Now I'm at a loss. She never replied to the big topics, but lighter topics she would reply to immediately.

*Am I doing the right thing here? What is going to come out of this?*


----------



## Baby Chicken (Sep 25, 2010)

BUMP

We are actually engaged.


The "(1 Month Today)" means we have been apart for a month, and we have been together almost 2 years now.


Just to clear things up.


I'm getting the impression her friends had alot of influence on her leaving because

1. Her best friend has the worst success rate for relationships and it seems to me that her best friend sees my fiance and I happy and in love and her best friend see thisa and is jealous so she tries to bring my fiance down to her level so she can feel better about her miserable relationship success rates

2. Her other friends are also having bad times in relationships


----------



## GoDucks (May 19, 2010)

It seems like there is something she's not telling you, or a big piece that's missing. I would think the reaching out you are doing is great, but clearly she's not coming back to you with trust.

Would you guys consider a counseling session? Do you think she had an affair? Something is up.


----------



## Baby Chicken (Sep 25, 2010)

GoDucks said:


> It seems like there is something she's not telling you, or a big piece that's missing. I would think the reaching out you are doing is great, but clearly she's not coming back to you with trust.
> 
> Would you guys consider a counseling session? Do you think she had an affair? Something is up.


I don't know what's going on. I'm really confused and would like her to at least come clean and just tell me whatever there is.

*How can I get her to communicate with me?*


----------



## Baby Chicken (Sep 25, 2010)

BUMP

Guess who called me out of the blue? That's right, my ex called out of the blue.

I felt so supprised that she called, that I naturally sounded happy to hear from her, and she seemed happy to talk to me.

We talked for a while (around15 minutes) and she started talking about another place to live etc. I said that she was always welcome back home with me.

She then said that wasn't an option for her because we broke up. I said no we didn't and she asked what we were, and I said you said you needed your space, and I gave it to you.

She then said well right now she didn't get the time she needed and she wanted to on her own for now and thanked me for the offer.

I then said that I had to go be with my children and for her to call me again sometime, and she said she was going to ask how they were doing because she was thinking about them also.

I told her that they ask about her all the time, and they miss her. I then asked if she would like to meet up for coffee sometime and just talk.

She started to chuckle a little bit and said "Whoah, slow down. It took alot for me to just call" I said alright but the offer is out on the table and that I really had to go.

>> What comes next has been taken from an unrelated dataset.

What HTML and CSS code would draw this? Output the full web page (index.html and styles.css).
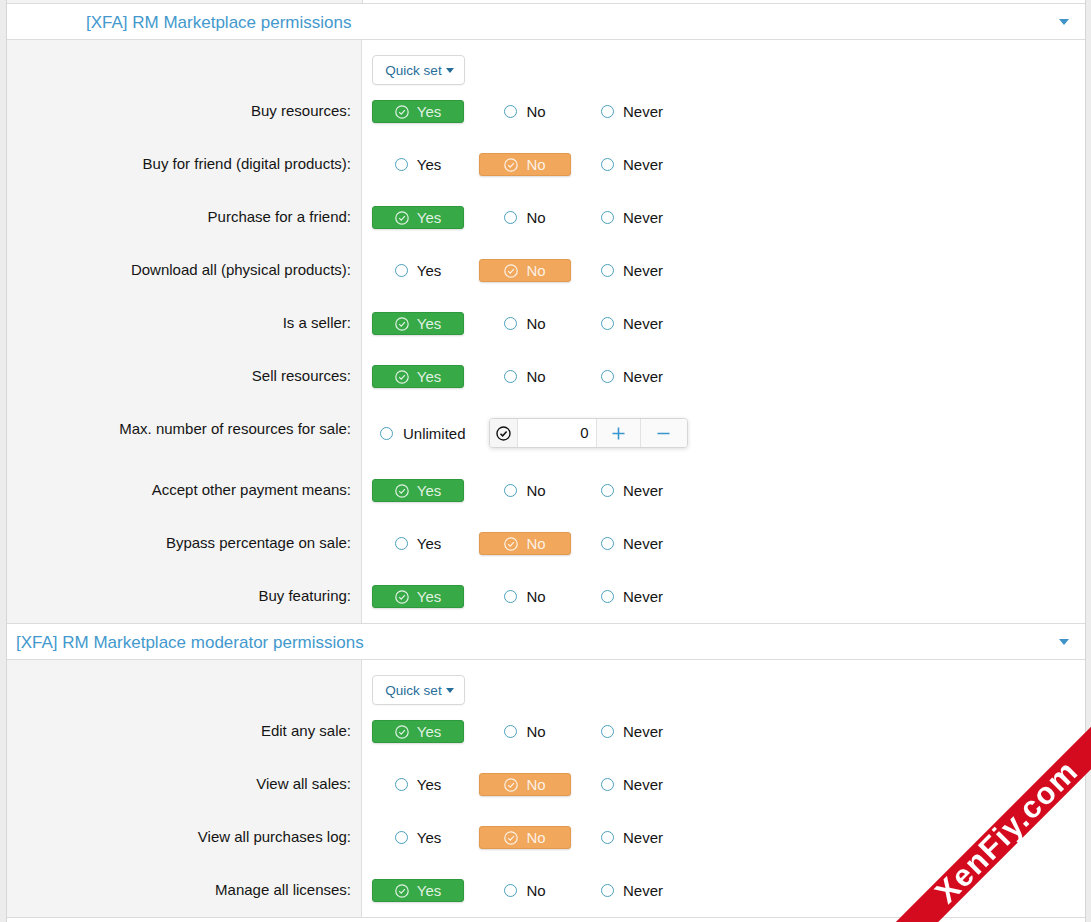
FILE: index.html
```html
<!DOCTYPE html>
<html>
<head>
<meta charset="utf-8">
<link rel="stylesheet" href="styles.css">
</head>
<body>
<div class="page">
  <div class="prev"><div class="lcol"></div><div class="rcol"></div></div>

  <section class="perm-section">
    <h3 class="sec-head indent">
      <span>[XFA] RM Marketplace permissions</span>
      <svg class="caret" width="10" height="6" viewBox="0 0 10 6"><path d="M0 0H10L5 6Z" fill="#3f93c8"/></svg>
    </h3>
    <div class="sec-body">
      <div class="row quick"><div class="label"></div><div class="ctrl"><button class="quickset">Quick set <svg width="8" height="5" viewBox="0 0 8 5"><path d="M0 0H8L4 5Z" fill="#266d98"/></svg></button></div></div>

      <div class="row"><div class="label">Buy resources:</div><div class="ctrl"><div class="choices">
        <span class="choice on yes"><svg class="chk" width="14" height="14" viewBox="0 0 14 14"><circle cx="7" cy="7" r="6.2" fill="none" stroke="currentColor" stroke-width="1.2"/><path d="M4.2 7.2L6.2 9.2L9.9 5.2" fill="none" stroke="currentColor" stroke-width="1.2"/></svg>Yes</span>
        <span class="choice"><i class="radio"></i>No</span>
        <span class="choice"><i class="radio"></i>Never</span>
      </div></div></div>

      <div class="row"><div class="label">Buy for friend (digital products):</div><div class="ctrl"><div class="choices">
        <span class="choice"><i class="radio"></i>Yes</span>
        <span class="choice on no"><svg class="chk" width="14" height="14" viewBox="0 0 14 14"><circle cx="7" cy="7" r="6.2" fill="none" stroke="currentColor" stroke-width="1.2"/><path d="M4.2 7.2L6.2 9.2L9.9 5.2" fill="none" stroke="currentColor" stroke-width="1.2"/></svg>No</span>
        <span class="choice"><i class="radio"></i>Never</span>
      </div></div></div>

      <div class="row"><div class="label">Purchase for a friend:</div><div class="ctrl"><div class="choices">
        <span class="choice on yes"><svg class="chk" width="14" height="14" viewBox="0 0 14 14"><circle cx="7" cy="7" r="6.2" fill="none" stroke="currentColor" stroke-width="1.2"/><path d="M4.2 7.2L6.2 9.2L9.9 5.2" fill="none" stroke="currentColor" stroke-width="1.2"/></svg>Yes</span>
        <span class="choice"><i class="radio"></i>No</span>
        <span class="choice"><i class="radio"></i>Never</span>
      </div></div></div>

      <div class="row"><div class="label">Download all (physical products):</div><div class="ctrl"><div class="choices">
        <span class="choice"><i class="radio"></i>Yes</span>
        <span class="choice on no"><svg class="chk" width="14" height="14" viewBox="0 0 14 14"><circle cx="7" cy="7" r="6.2" fill="none" stroke="currentColor" stroke-width="1.2"/><path d="M4.2 7.2L6.2 9.2L9.9 5.2" fill="none" stroke="currentColor" stroke-width="1.2"/></svg>No</span>
        <span class="choice"><i class="radio"></i>Never</span>
      </div></div></div>

      <div class="row"><div class="label">Is a seller:</div><div class="ctrl"><div class="choices">
        <span class="choice on yes"><svg class="chk" width="14" height="14" viewBox="0 0 14 14"><circle cx="7" cy="7" r="6.2" fill="none" stroke="currentColor" stroke-width="1.2"/><path d="M4.2 7.2L6.2 9.2L9.9 5.2" fill="none" stroke="currentColor" stroke-width="1.2"/></svg>Yes</span>
        <span class="choice"><i class="radio"></i>No</span>
        <span class="choice"><i class="radio"></i>Never</span>
      </div></div></div>

      <div class="row"><div class="label">Sell resources:</div><div class="ctrl"><div class="choices">
        <span class="choice on yes"><svg class="chk" width="14" height="14" viewBox="0 0 14 14"><circle cx="7" cy="7" r="6.2" fill="none" stroke="currentColor" stroke-width="1.2"/><path d="M4.2 7.2L6.2 9.2L9.9 5.2" fill="none" stroke="currentColor" stroke-width="1.2"/></svg>Yes</span>
        <span class="choice"><i class="radio"></i>No</span>
        <span class="choice"><i class="radio"></i>Never</span>
      </div></div></div>

      <div class="row"><div class="label">Max. number of resources for sale:</div><div class="ctrl tall"><div class="numrow">
        <span class="unlimited"><i class="radio"></i>Unlimited</span>
        <div class="numbox">
          <span class="nb-check"><svg width="15" height="15" viewBox="0 0 14 14"><circle cx="7" cy="7" r="6.1" fill="none" stroke="#111" stroke-width="1.3"/><path d="M4.2 7.2L6.2 9.2L9.9 5.2" fill="none" stroke="#111" stroke-width="1.4"/></svg></span>
          <span class="nb-input">0</span>
          <span class="nb-btn"><svg width="13" height="13" viewBox="0 0 13 13"><path d="M6.5 0.5V12.5M0.5 6.5H12.5" stroke="#3a96cf" stroke-width="1.6"/></svg></span>
          <span class="nb-btn wide"><svg width="13" height="13" viewBox="0 0 13 13"><path d="M0.5 6.5H12.5" stroke="#3a96cf" stroke-width="1.6"/></svg></span>
        </div>
      </div></div></div>

      <div class="row"><div class="label">Accept other payment means:</div><div class="ctrl"><div class="choices">
        <span class="choice on yes"><svg class="chk" width="14" height="14" viewBox="0 0 14 14"><circle cx="7" cy="7" r="6.2" fill="none" stroke="currentColor" stroke-width="1.2"/><path d="M4.2 7.2L6.2 9.2L9.9 5.2" fill="none" stroke="currentColor" stroke-width="1.2"/></svg>Yes</span>
        <span class="choice"><i class="radio"></i>No</span>
        <span class="choice"><i class="radio"></i>Never</span>
      </div></div></div>

      <div class="row"><div class="label">Bypass percentage on sale:</div><div class="ctrl"><div class="choices">
        <span class="choice"><i class="radio"></i>Yes</span>
        <span class="choice on no"><svg class="chk" width="14" height="14" viewBox="0 0 14 14"><circle cx="7" cy="7" r="6.2" fill="none" stroke="currentColor" stroke-width="1.2"/><path d="M4.2 7.2L6.2 9.2L9.9 5.2" fill="none" stroke="currentColor" stroke-width="1.2"/></svg>No</span>
        <span class="choice"><i class="radio"></i>Never</span>
      </div></div></div>

      <div class="row"><div class="label">Buy featuring:</div><div class="ctrl"><div class="choices">
        <span class="choice on yes"><svg class="chk" width="14" height="14" viewBox="0 0 14 14"><circle cx="7" cy="7" r="6.2" fill="none" stroke="currentColor" stroke-width="1.2"/><path d="M4.2 7.2L6.2 9.2L9.9 5.2" fill="none" stroke="currentColor" stroke-width="1.2"/></svg>Yes</span>
        <span class="choice"><i class="radio"></i>No</span>
        <span class="choice"><i class="radio"></i>Never</span>
      </div></div></div>
    </div>
  </section>

  <section class="perm-section">
    <h3 class="sec-head">
      <span>[XFA] RM Marketplace moderator permissions</span>
      <svg class="caret" width="10" height="6" viewBox="0 0 10 6"><path d="M0 0H10L5 6Z" fill="#3f93c8"/></svg>
    </h3>
    <div class="sec-body">
      <div class="row quick"><div class="label"></div><div class="ctrl"><button class="quickset">Quick set <svg width="8" height="5" viewBox="0 0 8 5"><path d="M0 0H8L4 5Z" fill="#266d98"/></svg></button></div></div>

      <div class="row"><div class="label">Edit any sale:</div><div class="ctrl"><div class="choices">
        <span class="choice on yes"><svg class="chk" width="14" height="14" viewBox="0 0 14 14"><circle cx="7" cy="7" r="6.2" fill="none" stroke="currentColor" stroke-width="1.2"/><path d="M4.2 7.2L6.2 9.2L9.9 5.2" fill="none" stroke="currentColor" stroke-width="1.2"/></svg>Yes</span>
        <span class="choice"><i class="radio"></i>No</span>
        <span class="choice"><i class="radio"></i>Never</span>
      </div></div></div>

      <div class="row"><div class="label">View all sales:</div><div class="ctrl"><div class="choices">
        <span class="choice"><i class="radio"></i>Yes</span>
        <span class="choice on no"><svg class="chk" width="14" height="14" viewBox="0 0 14 14"><circle cx="7" cy="7" r="6.2" fill="none" stroke="currentColor" stroke-width="1.2"/><path d="M4.2 7.2L6.2 9.2L9.9 5.2" fill="none" stroke="currentColor" stroke-width="1.2"/></svg>No</span>
        <span class="choice"><i class="radio"></i>Never</span>
      </div></div></div>

      <div class="row"><div class="label">View all purchases log:</div><div class="ctrl"><div class="choices">
        <span class="choice"><i class="radio"></i>Yes</span>
        <span class="choice on no"><svg class="chk" width="14" height="14" viewBox="0 0 14 14"><circle cx="7" cy="7" r="6.2" fill="none" stroke="currentColor" stroke-width="1.2"/><path d="M4.2 7.2L6.2 9.2L9.9 5.2" fill="none" stroke="currentColor" stroke-width="1.2"/></svg>No</span>
        <span class="choice"><i class="radio"></i>Never</span>
      </div></div></div>

      <div class="row"><div class="label">Manage all licenses:</div><div class="ctrl"><div class="choices">
        <span class="choice on yes"><svg class="chk" width="14" height="14" viewBox="0 0 14 14"><circle cx="7" cy="7" r="6.2" fill="none" stroke="currentColor" stroke-width="1.2"/><path d="M4.2 7.2L6.2 9.2L9.9 5.2" fill="none" stroke="currentColor" stroke-width="1.2"/></svg>Yes</span>
        <span class="choice"><i class="radio"></i>No</span>
        <span class="choice"><i class="radio"></i>Never</span>
      </div></div></div>
    </div>
  </section>
  <div class="next"></div>
</div>

<div class="ribbon-wrap"><div class="ribbon">XenFiy.com</div></div>
</body>
</html>
```

FILE: styles.css
```css
html, body {
  margin: 0;
  padding: 0;
}
body {
  background: #ececec;
  font-family: "Liberation Sans", Arial, sans-serif;
  font-size: 15px;
  color: #141414;
  overflow: hidden;
}
.page {
  margin: 0 5px 0 6px;
  border-left: 1px solid #d6d6d6;
  border-right: 1px solid #d6d6d6;
  background: #fff;
}
.prev {
  display: flex;
  height: 3px;
}
.prev .lcol {
  width: 355px;
  background: #f4f4f4;
  border-right: 1px solid #dedede;
}
.prev .rcol {
  flex: 1;
}
.sec-head {
  margin: 0;
  height: 35px;
  border-top: 1px solid #dcdcdc;
  border-bottom: 1px solid #dcdcdc;
  display: flex;
  align-items: center;
  justify-content: space-between;
  padding: 0 16px 0 9px;
  font-size: 17px;
  font-weight: normal;
  color: #4399cd;
  background: #fff;
}
.sec-head.indent {
  padding-left: 79px;
}
.sec-head span {
  position: relative;
  top: 1px;
}
.caret {
  display: block;
}
.row {
  display: flex;
}
.label {
  width: 355px;
  flex: none;
  box-sizing: border-box;
  background: #f4f4f4;
  border-right: 1px solid #dedede;
  text-align: right;
  padding: 16px 10px 0 0;
  line-height: 20px;
}
.ctrl {
  flex: 1;
  padding: 15px 10px;
}
.ctrl.tall {
  padding-bottom: 16px;
}
.row.quick .ctrl {
  padding-bottom: 0;
}
.quickset {
  box-sizing: border-box;
  width: 93px;
  height: 30px;
  border: 1px solid #d9d9d9;
  border-radius: 4px;
  background: #fff;
  color: #266d98;
  font-family: "Liberation Sans", Arial, sans-serif;
  font-size: 13.5px;
  display: flex;
  align-items: center;
  justify-content: center;
  gap: 4px;
  padding: 0 0 0 2px;
  box-shadow: 0 1px 1px rgba(0, 0, 0, 0.04);
}
.choices {
  display: flex;
  gap: 15px;
}
.choice {
  box-sizing: border-box;
  width: 92px;
  height: 23px;
  display: flex;
  align-items: center;
  justify-content: center;
  gap: 8px;
  border: 1px solid transparent;
  border-radius: 3px;
  line-height: 1;
}
.choice.on {
  color: rgba(255, 255, 255, 0.86);
  box-shadow: 0 1px 2px rgba(0, 0, 0, 0.15);
}
.choice.yes {
  background: #37a947;
  border-color: #2e9a3d;
}
.choice.no {
  background: #f1a75c;
  border-color: #e29a4e;
}
.chk {
  display: block;
  flex: none;
}
.radio {
  display: block;
  box-sizing: border-box;
  width: 13px;
  height: 13px;
  border: 1.3px solid #4aa0bd;
  border-radius: 50%;
  background: #fff;
  flex: none;
  margin-right: 1px;
}
.numrow {
  display: flex;
  align-items: center;
}
.unlimited {
  display: flex;
  align-items: center;
  gap: 9px;
  padding-left: 8px;
  margin-right: 23px;
}
.numbox {
  display: flex;
  height: 30px;
  box-sizing: border-box;
  border: 1px solid #d6d6d6;
  border-radius: 4px;
  box-shadow: 0 1px 4px rgba(0, 0, 0, 0.14);
  overflow: hidden;
  background: #fff;
}
.nb-check {
  width: 27px;
  display: flex;
  align-items: center;
  justify-content: center;
  background: #f6f6f6;
  border-right: 1px solid #e2e2e2;
}
.nb-input {
  width: 79px;
  box-sizing: border-box;
  text-align: right;
  padding-right: 7px;
  line-height: 28px;
  border-right: 1px solid #e2e2e2;
}
.nb-btn {
  width: 43px;
  display: flex;
  align-items: center;
  justify-content: center;
  background: #fafafa;
  border-right: 1px solid #e2e2e2;
}
.nb-btn.wide {
  width: 46px;
  border-right: none;
}
.next {
  height: 20px;
  border-top: 1px solid #dcdcdc;
  background: #fff;
}
.ribbon-wrap {
  position: fixed;
  left: 0;
  top: 0;
  width: 1091px;
  height: 922px;
  overflow: hidden;
  pointer-events: none;
}
.ribbon {
  position: absolute;
  left: 797px;
  top: 817px;
  width: 420px;
  height: 30px;
  background: #d40b1e;
  color: #fff;
  font-family: "Liberation Sans", Arial, sans-serif;
  font-weight: bold;
  font-size: 31px;
  letter-spacing: 1.5px;
  line-height: 30px;
  text-align: center;
  transform: rotate(-45deg);
}
```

*Does it sound like anything will come further out of it?*


----------



## Hubby321 (Aug 1, 2010)

Apparently, your ex is indecisive. You guys broke up and now she's looking to be somewhere else. If it were me, I'd just let it go. If she can't decide what she wants to do, then YOU just move on without her.


----------



## AliceA (Jul 29, 2010)

It took a lot for her to even call you. She won't discuss anything about the relationship or any future with you. There's no definite reason for the breakup other than, 'she needed space'. She believes you have both broken up, and you believe that you were just having time apart.

I think you need to have closure. It sounds like she's gone for good, and you're still holding onto a relationship that doesn't actually exist anymore. You need to ask her straight out what is going on, and what exactly does she think is going to happen in the future.